Problem requirements:
Reproduce the listing exactly and skip over any pictures.

Exercise inputs:
◆ ◆ ◆ ◆

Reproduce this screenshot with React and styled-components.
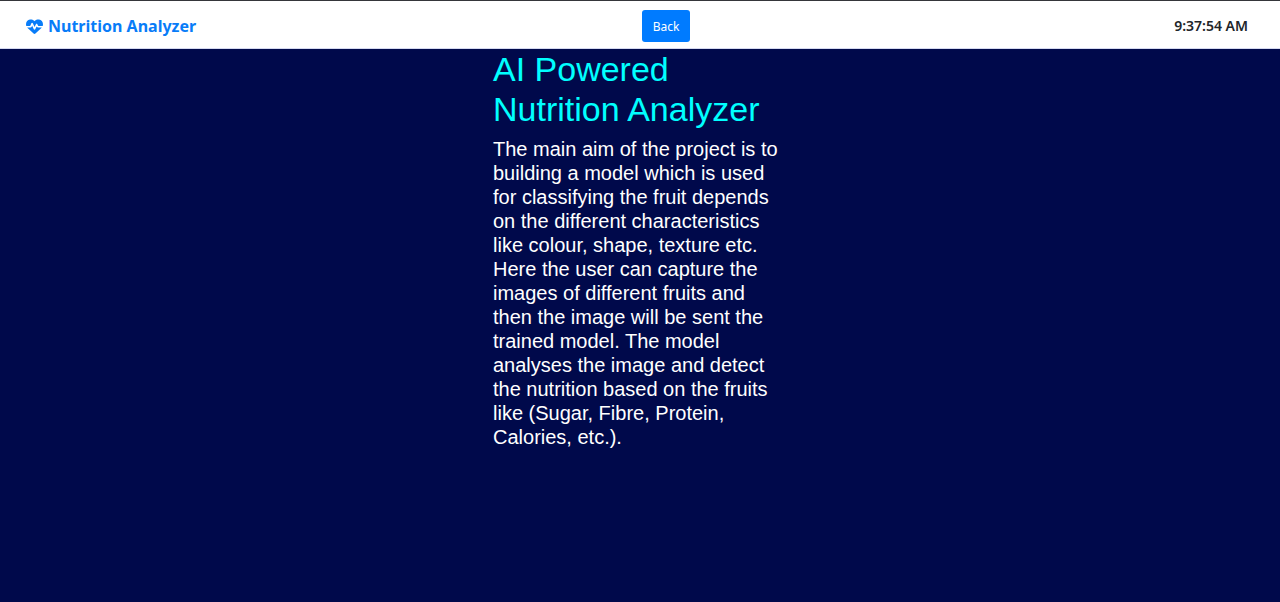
import React from 'react';
import styled, { createGlobalStyle } from 'styled-components';
import { FaHeartPulse } from 'react-icons/fa6';

const GlobalStyle = createGlobalStyle`
  * { box-sizing: border-box; }
  body {
    margin: 0;
    background: #00094b;
    font-family: "Noto Sans", sans-serif;
  }
`;

const Navbar = styled.header`
  display: flex;
  justify-content: space-between;
  align-items: center;
  padding: 9px 32px 6px 26px;
  border-top: 1px solid #35363a;
  border-bottom: 1px solid #d5d9f0;
  background: #fff;
`;

const Brand = styled.a`
  display: flex;
  align-items: center;
  gap: 5px;
  color: #087cf8;
  font: 700 16px/24px "Noto Sans", sans-serif;
  text-decoration: none;
`;

const BackButton = styled.button`
  height: 32px;
  padding: 2px 11px 0;
  border: 0;
  border-radius: 3px;
  background: #007bff;
  color: #fff;
  font: 400 12px/18px "Noto Sans", sans-serif;
  cursor: pointer;
`;

const Clock = styled.time`
  width: 112px;
  text-align: right;
  color: #212529;
  font: 600 14px/20px "Noto Sans", sans-serif;
`;

const Content = styled.main`
  width: 294px;
  margin: 0 auto;
  color: #fff;
  font-family: "Liberation Sans", Arial, sans-serif;
`;

const Title = styled.h1`
  margin: 0 0 8px;
  color: #00ffff;
  font-size: 34px;
  font-weight: 400;
  line-height: 40px;
`;

const Description = styled.p`
  margin: 0;
  font-size: 20px;
  line-height: 24px;
`;

export default function App() {
  return (
    <>
      <GlobalStyle />
      <Navbar>
        <Brand href="#"><FaHeartPulse size={17} />Nutrition Analyzer</Brand>
        <BackButton type="button">Back</BackButton>
        <Clock>9:37:54 AM</Clock>
      </Navbar>
      <Content>
        <Title>AI Powered Nutrition Analyzer</Title>
        <Description>
          The main aim of the project is to building a model which is used for
          classifying the fruit depends on the different characteristics like
          colour, shape, texture etc. Here the user can capture the images of
          different fruits and then the image will be sent the trained model.
          The model analyses the image and detect the nutrition based on the
          fruits like (Sugar, Fibre, Protein, Calories, etc.).
        </Description>
      </Content>
    </>
  );
}
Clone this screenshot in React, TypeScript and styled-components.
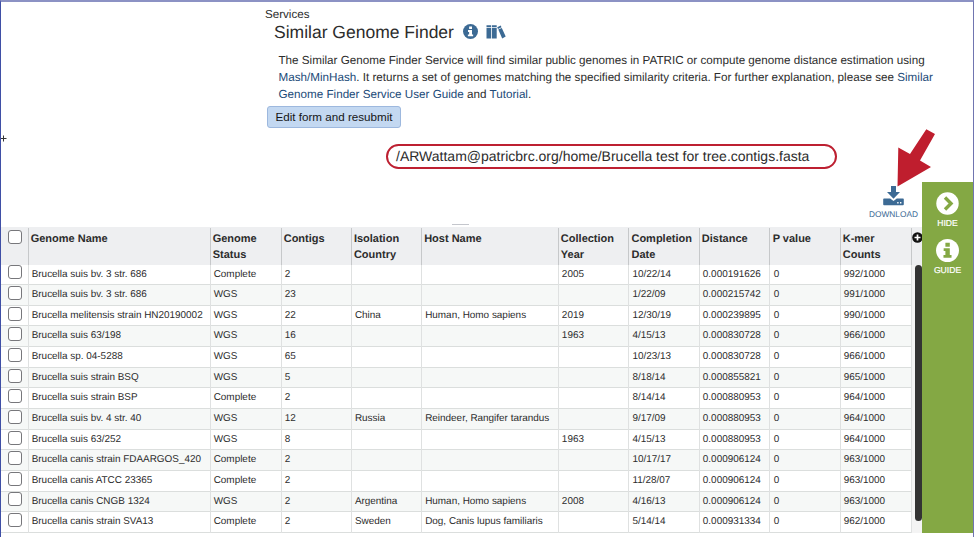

◆ ◆ ◆ ◆

The reply:
Reproduce this screenshot with React and styled-components.
import React from 'react';
import styled, { createGlobalStyle } from 'styled-components';
import { FaHeartPulse } from 'react-icons/fa6';

const GlobalStyle = createGlobalStyle`
  * { box-sizing: border-box; }
  body {
    margin: 0;
    background: #00094b;
    font-family: "Noto Sans", sans-serif;
  }
`;

const Navbar = styled.header`
  display: flex;
  justify-content: space-between;
  align-items: center;
  padding: 9px 32px 6px 26px;
  border-top: 1px solid #35363a;
  border-bottom: 1px solid #d5d9f0;
  background: #fff;
`;

const Brand = styled.a`
  display: flex;
  align-items: center;
  gap: 5px;
  color: #087cf8;
  font: 700 16px/24px "Noto Sans", sans-serif;
  text-decoration: none;
`;

const BackButton = styled.button`
  height: 32px;
  padding: 2px 11px 0;
  border: 0;
  border-radius: 3px;
  background: #007bff;
  color: #fff;
  font: 400 12px/18px "Noto Sans", sans-serif;
  cursor: pointer;
`;

const Clock = styled.time`
  width: 112px;
  text-align: right;
  color: #212529;
  font: 600 14px/20px "Noto Sans", sans-serif;
`;

const Content = styled.main`
  width: 294px;
  margin: 0 auto;
  color: #fff;
  font-family: "Liberation Sans", Arial, sans-serif;
`;

const Title = styled.h1`
  margin: 0 0 8px;
  color: #00ffff;
  font-size: 34px;
  font-weight: 400;
  line-height: 40px;
`;

const Description = styled.p`
  margin: 0;
  font-size: 20px;
  line-height: 24px;
`;

export default function App() {
  return (
    <>
      <GlobalStyle />
      <Navbar>
        <Brand href="#"><FaHeartPulse size={17} />Nutrition Analyzer</Brand>
        <BackButton type="button">Back</BackButton>
        <Clock>9:37:54 AM</Clock>
      </Navbar>
      <Content>
        <Title>AI Powered Nutrition Analyzer</Title>
        <Description>
          The main aim of the project is to building a model which is used for
          classifying the fruit depends on the different characteristics like
          colour, shape, texture etc. Here the user can capture the images of
          different fruits and then the image will be sent the trained model.
          The model analyses the image and detect the nutrition based on the
          fruits like (Sugar, Fibre, Protein, Calories, etc.).
        </Description>
      </Content>
    </>
  );
}
Clone this screenshot in React, TypeScript and styled-components.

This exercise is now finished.